You look AMAZING. Your smile alone is dazzling. I see a trim, fit, happy, health conscious, bright, accomplished and yes confident young woman.
Keep on the great work and know that you are doing "right" by your body and I hope that your brain will catch up with all that you've accomplished and will continue to do.
A similar caution to Uber's, when I was your age I was wearing a size 3 and STILL thought I was fat. I got frustrated with the store where I tried on the size 3's insisting they had mislabeled them. It was around that point that I kind of gave up. I couldn't seem to get thin (IN MY MIND) so why bother. I can't believe how incredibly stupid I was.
So, so, so many women my age (30's) say similar things. We didn't know how good we had it then.
What you have done is remarkable, and I DEFINITELY see a difference. Way to go! And don't give up!!
That being said, I totally relate to how you feel. I went from 220+ lbs down to 130, and even at 130, I still had the same flab in my belly, my butt, etc. Looking at pictures, I could totally tell a difference, but looking in the mirror, I felt the same. I think a part of my issue was that I expected myself to look like a supermodel when I got to my goal, and I still didn't. A lot of that has to do with the excess skin I have. It just tore me apart, because it was like, why did I do all of this work and still not be able to wear a damn bikini!
Now, I'm trying to work through all of that. I've let myself slip diet wise, up to 153 now, and I'm trying to lose that again. But I think now, I have much more of a realistic mind set. Because now, instead of wanted to look like Megan Fox, I'm just trying to look like me again.
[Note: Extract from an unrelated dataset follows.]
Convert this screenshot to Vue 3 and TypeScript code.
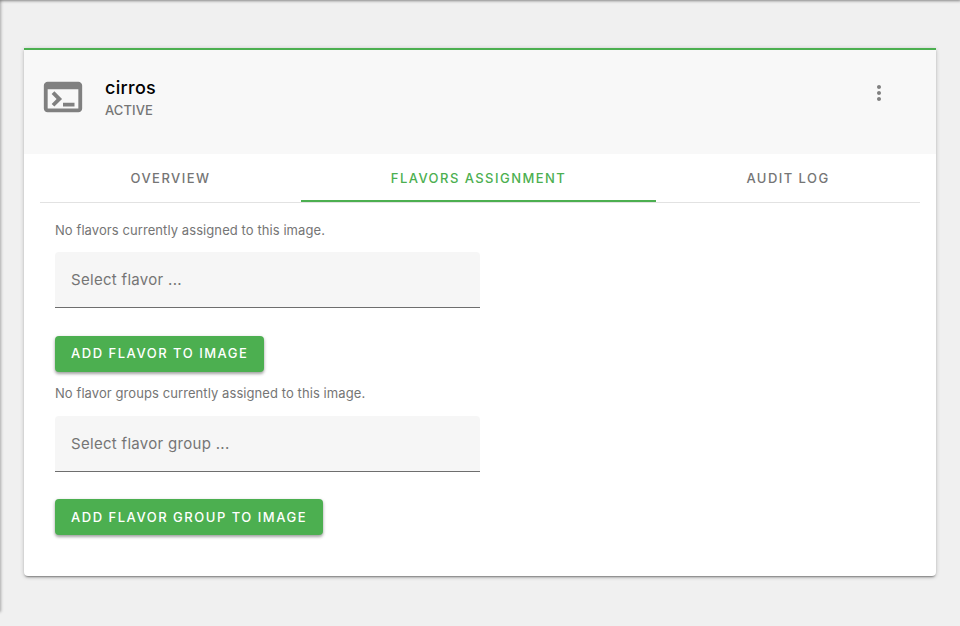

Don't give up, and even in your avatar you look gorgeous and fit to me. By the way, if you have any advice on what you're doing to get to your goal weight, (we're about the same height) I'd love some advice and motivation. Seems like after I lost it the first time, it's near IMPOSSIBLE to lose it again.
And if I remember correct, your man is in the service? I'm sure he is beyond WOWED with your progress!!!